Por Hugo Yasky (*)
La reducción de la jornada laboral es una necesidad que nos reclaman las transformaciones sociales en términos históricos.
En el último siglo, el que va de 1920 a 2020, la productividad del trabajo se multiplicó por cinco. Sin embargo, las trabajadoras y los trabajadores siguen cumpliendo la misma jornada laboral de 48 horas semanales que se instauró, en el caso de nuestro país, hace más de 100 años.
Esto hace que la legislación argentina esté atrasada no sólo en comparación con los países llamados desarrollados sino también cuando se observa a los de la región. Está situación se debe a que hay sectores que tienen anteojeras y prejuicios a la hora de abordar el tema. Algunos de ellos dicen que afectaría «la productividad», que como vimos creció en a lo largo de las décadas con muy pocos beneficios para el trabajador en lo que refiere al uso libre de su tiempo. Algo elemental que pocas veces se pone sobre la mesa al hablar de libertad.
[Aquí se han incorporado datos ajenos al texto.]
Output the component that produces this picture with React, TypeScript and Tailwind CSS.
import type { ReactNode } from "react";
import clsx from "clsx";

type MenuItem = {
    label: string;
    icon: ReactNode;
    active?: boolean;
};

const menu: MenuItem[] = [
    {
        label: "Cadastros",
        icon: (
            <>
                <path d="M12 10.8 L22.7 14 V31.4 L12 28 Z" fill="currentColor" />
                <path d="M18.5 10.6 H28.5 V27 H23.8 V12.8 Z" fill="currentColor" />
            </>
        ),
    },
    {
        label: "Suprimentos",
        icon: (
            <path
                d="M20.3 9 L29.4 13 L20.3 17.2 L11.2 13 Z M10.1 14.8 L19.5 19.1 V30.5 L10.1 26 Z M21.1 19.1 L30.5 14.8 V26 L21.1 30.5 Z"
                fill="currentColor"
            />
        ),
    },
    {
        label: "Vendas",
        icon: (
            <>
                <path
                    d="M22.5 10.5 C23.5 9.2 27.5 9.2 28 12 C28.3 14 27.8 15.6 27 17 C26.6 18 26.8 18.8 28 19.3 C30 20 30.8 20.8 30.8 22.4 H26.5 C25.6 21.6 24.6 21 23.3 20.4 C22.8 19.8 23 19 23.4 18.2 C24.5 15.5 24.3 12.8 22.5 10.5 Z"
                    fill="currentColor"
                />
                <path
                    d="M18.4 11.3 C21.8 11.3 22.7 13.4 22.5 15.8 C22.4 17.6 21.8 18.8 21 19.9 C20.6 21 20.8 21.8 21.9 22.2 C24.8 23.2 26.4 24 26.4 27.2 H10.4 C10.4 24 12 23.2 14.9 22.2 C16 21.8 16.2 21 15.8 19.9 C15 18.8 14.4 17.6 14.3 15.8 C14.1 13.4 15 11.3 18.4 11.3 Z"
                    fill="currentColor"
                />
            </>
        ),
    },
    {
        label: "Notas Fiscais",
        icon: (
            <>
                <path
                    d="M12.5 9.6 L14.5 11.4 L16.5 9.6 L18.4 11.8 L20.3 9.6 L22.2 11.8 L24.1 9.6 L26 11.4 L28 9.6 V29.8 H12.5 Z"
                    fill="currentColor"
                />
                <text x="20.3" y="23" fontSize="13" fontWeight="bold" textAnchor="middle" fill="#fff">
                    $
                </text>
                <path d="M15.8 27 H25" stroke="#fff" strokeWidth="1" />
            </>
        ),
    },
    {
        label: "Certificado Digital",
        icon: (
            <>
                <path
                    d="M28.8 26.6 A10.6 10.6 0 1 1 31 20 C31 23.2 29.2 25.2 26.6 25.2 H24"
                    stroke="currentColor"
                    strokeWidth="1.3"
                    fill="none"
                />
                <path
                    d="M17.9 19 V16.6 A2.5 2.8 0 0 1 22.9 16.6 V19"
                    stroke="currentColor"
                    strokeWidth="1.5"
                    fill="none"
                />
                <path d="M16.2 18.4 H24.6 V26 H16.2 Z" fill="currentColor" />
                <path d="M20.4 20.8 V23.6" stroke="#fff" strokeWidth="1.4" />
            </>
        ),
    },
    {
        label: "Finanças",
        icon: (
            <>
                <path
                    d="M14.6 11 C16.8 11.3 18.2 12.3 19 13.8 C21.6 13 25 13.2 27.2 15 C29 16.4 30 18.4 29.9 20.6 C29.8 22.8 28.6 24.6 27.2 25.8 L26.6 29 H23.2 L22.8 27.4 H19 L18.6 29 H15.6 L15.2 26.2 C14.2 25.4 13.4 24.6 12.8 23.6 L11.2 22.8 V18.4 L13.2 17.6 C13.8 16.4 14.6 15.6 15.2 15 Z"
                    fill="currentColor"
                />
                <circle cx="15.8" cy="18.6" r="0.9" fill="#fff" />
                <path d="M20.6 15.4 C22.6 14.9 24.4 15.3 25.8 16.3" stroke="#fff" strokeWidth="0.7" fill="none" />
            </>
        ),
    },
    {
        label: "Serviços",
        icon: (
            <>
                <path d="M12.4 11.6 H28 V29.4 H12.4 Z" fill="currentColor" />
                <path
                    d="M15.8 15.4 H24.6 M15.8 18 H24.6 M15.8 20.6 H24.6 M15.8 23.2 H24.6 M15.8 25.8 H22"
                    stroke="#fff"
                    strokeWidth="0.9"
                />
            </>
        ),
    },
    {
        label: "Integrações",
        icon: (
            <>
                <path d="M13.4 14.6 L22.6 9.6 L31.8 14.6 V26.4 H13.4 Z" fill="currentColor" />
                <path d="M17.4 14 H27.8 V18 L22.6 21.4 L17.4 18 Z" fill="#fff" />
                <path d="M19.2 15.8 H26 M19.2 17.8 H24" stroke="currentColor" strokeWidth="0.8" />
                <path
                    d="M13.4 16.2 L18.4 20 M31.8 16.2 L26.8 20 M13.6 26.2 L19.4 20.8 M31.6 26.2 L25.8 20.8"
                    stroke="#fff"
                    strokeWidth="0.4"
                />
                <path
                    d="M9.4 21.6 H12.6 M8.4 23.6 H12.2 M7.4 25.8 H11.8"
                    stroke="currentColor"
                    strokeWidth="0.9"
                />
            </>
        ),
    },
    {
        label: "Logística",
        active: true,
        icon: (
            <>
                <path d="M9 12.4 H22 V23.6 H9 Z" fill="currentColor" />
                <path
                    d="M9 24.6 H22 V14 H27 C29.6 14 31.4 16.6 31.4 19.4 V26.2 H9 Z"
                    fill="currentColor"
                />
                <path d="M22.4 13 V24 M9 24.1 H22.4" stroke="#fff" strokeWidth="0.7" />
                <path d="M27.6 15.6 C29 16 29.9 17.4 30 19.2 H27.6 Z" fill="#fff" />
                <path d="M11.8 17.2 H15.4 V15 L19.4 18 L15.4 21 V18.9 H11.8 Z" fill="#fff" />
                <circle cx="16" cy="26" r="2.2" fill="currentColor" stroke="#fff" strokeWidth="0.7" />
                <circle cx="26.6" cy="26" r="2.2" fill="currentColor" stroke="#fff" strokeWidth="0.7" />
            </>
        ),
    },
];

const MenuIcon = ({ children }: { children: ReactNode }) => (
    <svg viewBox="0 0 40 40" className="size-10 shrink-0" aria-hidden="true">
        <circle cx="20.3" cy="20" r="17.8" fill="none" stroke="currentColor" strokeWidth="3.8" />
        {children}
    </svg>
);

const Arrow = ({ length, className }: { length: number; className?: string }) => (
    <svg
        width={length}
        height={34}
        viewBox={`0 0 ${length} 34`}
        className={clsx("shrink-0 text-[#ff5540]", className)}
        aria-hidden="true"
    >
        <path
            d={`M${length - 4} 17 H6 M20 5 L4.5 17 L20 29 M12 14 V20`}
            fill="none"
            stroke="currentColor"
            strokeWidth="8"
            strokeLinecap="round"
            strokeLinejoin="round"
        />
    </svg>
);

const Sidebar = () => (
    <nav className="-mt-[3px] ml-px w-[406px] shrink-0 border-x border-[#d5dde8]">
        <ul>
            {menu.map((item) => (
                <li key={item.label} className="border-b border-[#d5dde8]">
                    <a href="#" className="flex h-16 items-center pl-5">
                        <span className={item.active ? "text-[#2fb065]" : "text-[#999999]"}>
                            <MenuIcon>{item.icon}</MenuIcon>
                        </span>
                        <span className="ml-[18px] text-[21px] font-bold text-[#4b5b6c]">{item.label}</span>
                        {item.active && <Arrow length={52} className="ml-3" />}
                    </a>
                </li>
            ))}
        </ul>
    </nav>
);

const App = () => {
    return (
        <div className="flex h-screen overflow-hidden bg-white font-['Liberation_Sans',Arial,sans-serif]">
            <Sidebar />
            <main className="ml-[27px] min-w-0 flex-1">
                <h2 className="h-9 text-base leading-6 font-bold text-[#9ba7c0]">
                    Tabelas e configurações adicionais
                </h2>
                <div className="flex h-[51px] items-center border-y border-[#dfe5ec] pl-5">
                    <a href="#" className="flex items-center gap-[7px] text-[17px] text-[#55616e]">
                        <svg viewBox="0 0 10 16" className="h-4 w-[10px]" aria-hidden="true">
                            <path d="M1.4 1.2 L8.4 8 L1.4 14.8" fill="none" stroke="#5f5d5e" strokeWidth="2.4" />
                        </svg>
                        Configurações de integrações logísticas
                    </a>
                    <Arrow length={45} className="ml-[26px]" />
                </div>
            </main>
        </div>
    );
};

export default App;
De todas formas, la productividad del trabajo, es decir el rendimiento del trabajo realizado por el trabajador, si se reduce la jornada diaria probablemente aumente. Es decir, es probable que, si trabaja menos horas, rinda mejor en términos relativos y pueda en algunos casos incluso compensar, en términos de producto o tareas realizadas, la reducción del tiempo debido al mejor rendimiento.
Tanto en los trabajos con mucha carga mental o intelectual como en los que requieren atención o esfuerzo físico, la productividad disminuye con el paso de las horas. No es igual la productividad o rendimiento de la novena hora trabajada que de la primera. Por consiguiente, si reducimos una hora a la jornada laboral mejorará en promedio la productividad del trabajo porque se estará quitando la hora menos productiva, la última.
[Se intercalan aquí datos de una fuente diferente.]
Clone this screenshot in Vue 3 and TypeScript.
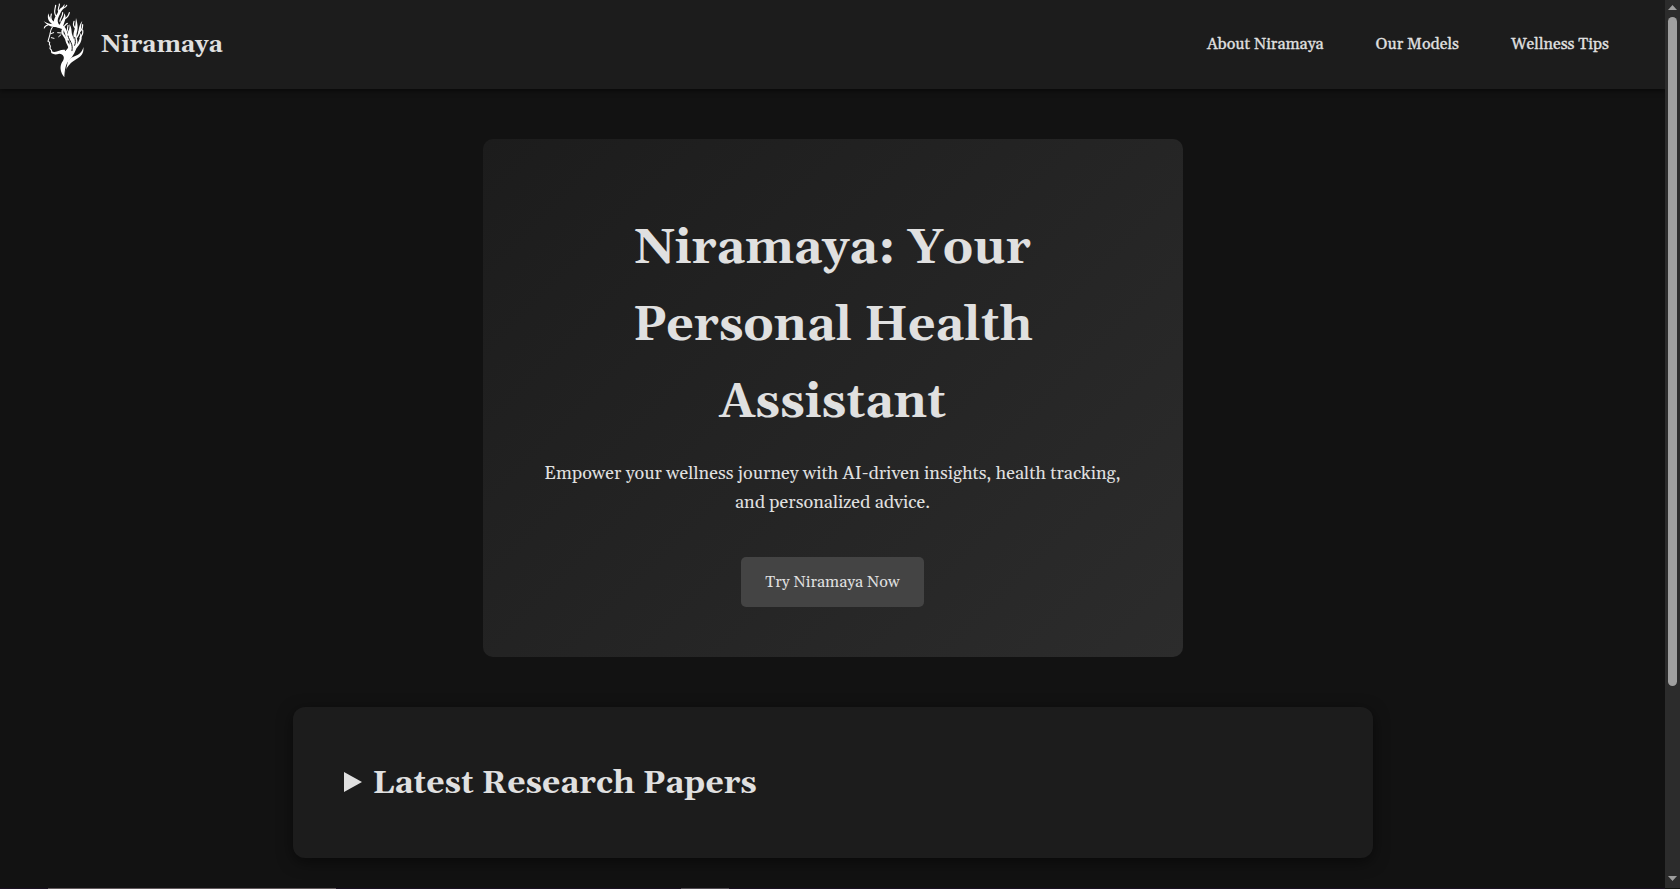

Pero además, según la experiencia de los lugares en donde se llevó adelante la reducción de la jornada, se logró disminuir los accidentes laborales, el ausentismo y la conflictividad laboral. También disminuyen ciertos costos variables como el gasto energético. Esto demuestra que no es sólo una demanda sectorial, sino que conlleva evidentes ventajas para el conjunto de la economía incluyendo por supuesto a las empresas involucradas.
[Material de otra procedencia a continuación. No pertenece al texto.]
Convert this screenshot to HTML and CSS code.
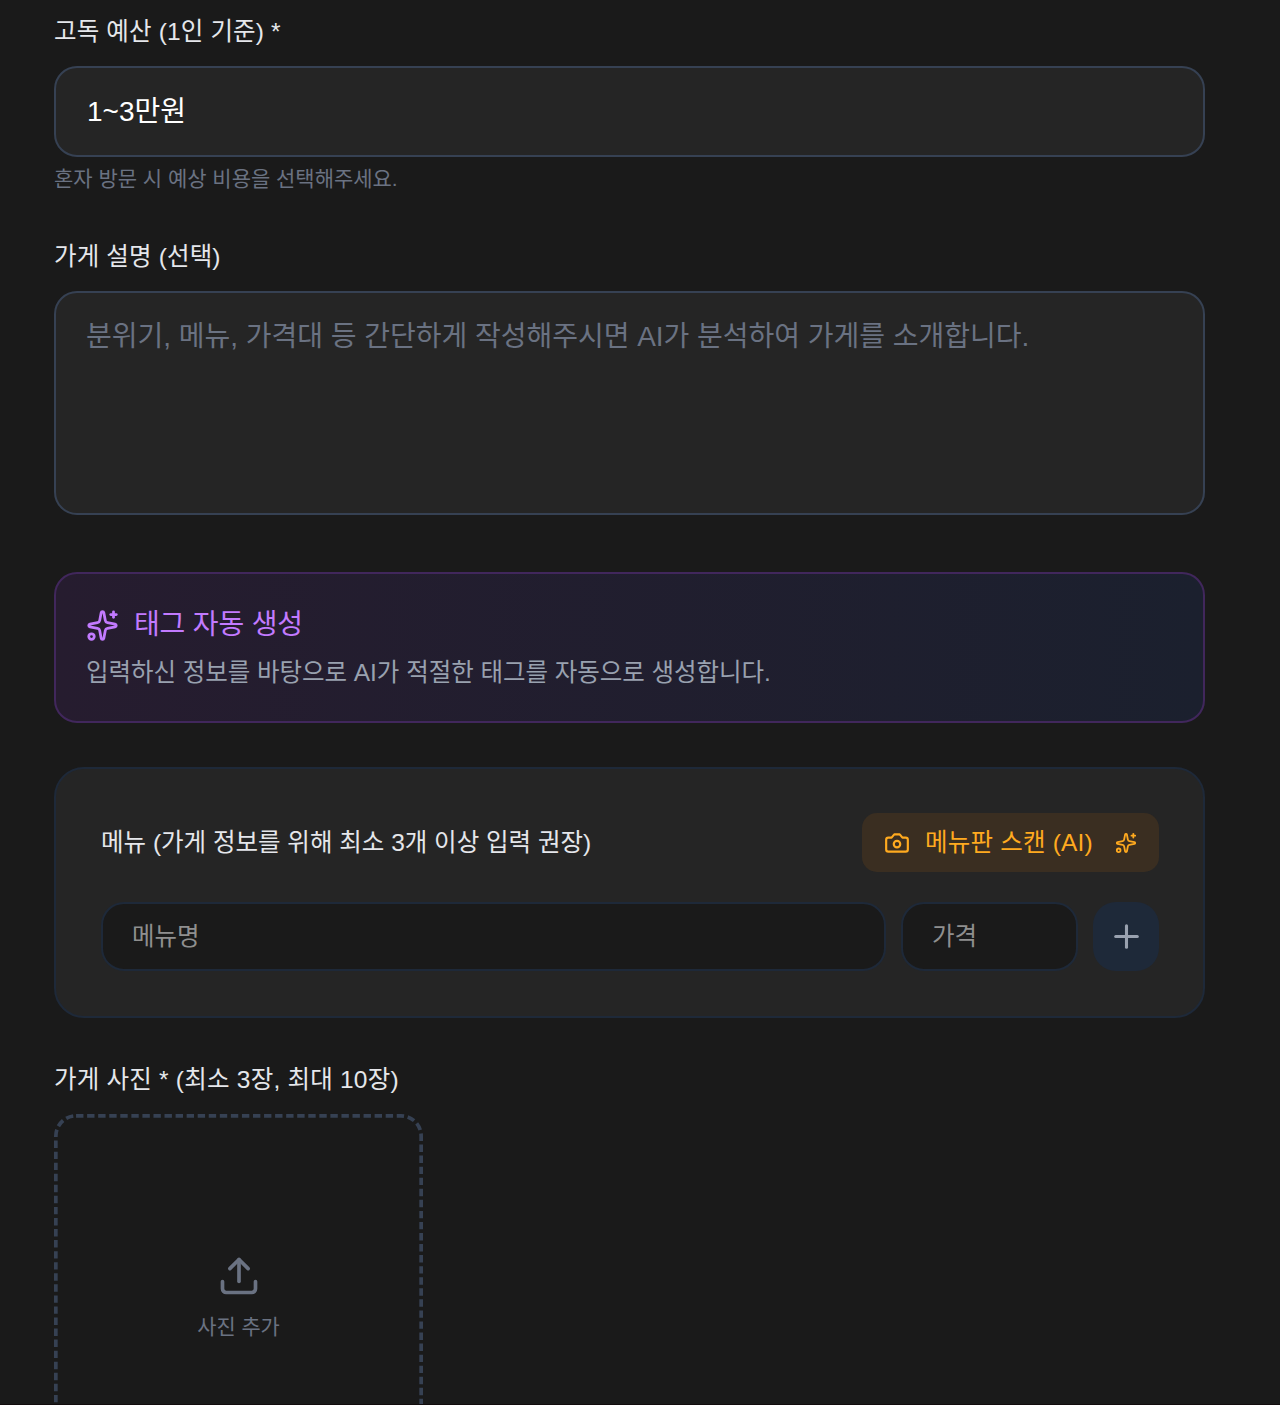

Con todo, el aspecto económico no es el único que debemos tomar en cuenta a la hora de adecuar nuestra obsoleta legislación en la materia.
Cuando se estableció la duración de la jornada laboral que rige en nuestro país de 48 horas por semana, la sociedad también era distinta. Gran parte del trabajo socialmente necesario en las tareas de cuidado eran absorbidas con exclusividad al interior de las familias por las mujeres.
Un ejemplo de esto, que también muestra el atraso de nuestras leyes, es el de las licencias parentales por cuidado de hijos e hijas al nacer.
Los trabajadores varones sólo tienen por legislación general tres días hábiles para cuidado, cuando en los países desarrollados estas licencias para no gestantes van de los tres a los doce meses y, según el caso, se distribuyen equitativamente sin distinción de género entre madres y padres.
La reducción de la jornada también permitiría una mejor distribución del conjunto de las tareas de cuidado.
En suma, aggiornar nuestra legislación desactualizada reduciendo la jornada laboral generaría efectos positivos económicos, sociales, culturales, medioambientales, de igualdad de género, entre otros.
Por eso es incomprensible la negativa de un sector de los representantes políticos incluso a dar el debate, a oír la opinión de las organizaciones sociales, sindicales, empresariales, de los especialistas, de los países que ya legislaron en este sentido.
En definitiva, encarar esta discusión en el parlamento es, ni más ni menos, que cumplir nuestra función de hacer leyes para intentar que el conjunto de la sociedad viva cada día un poco mejor.
(*) Diputado nacional por el FdT y secretario general de la CTA de los Trabajadores, autor de uno de los proyectos para reducir la jornada laboral.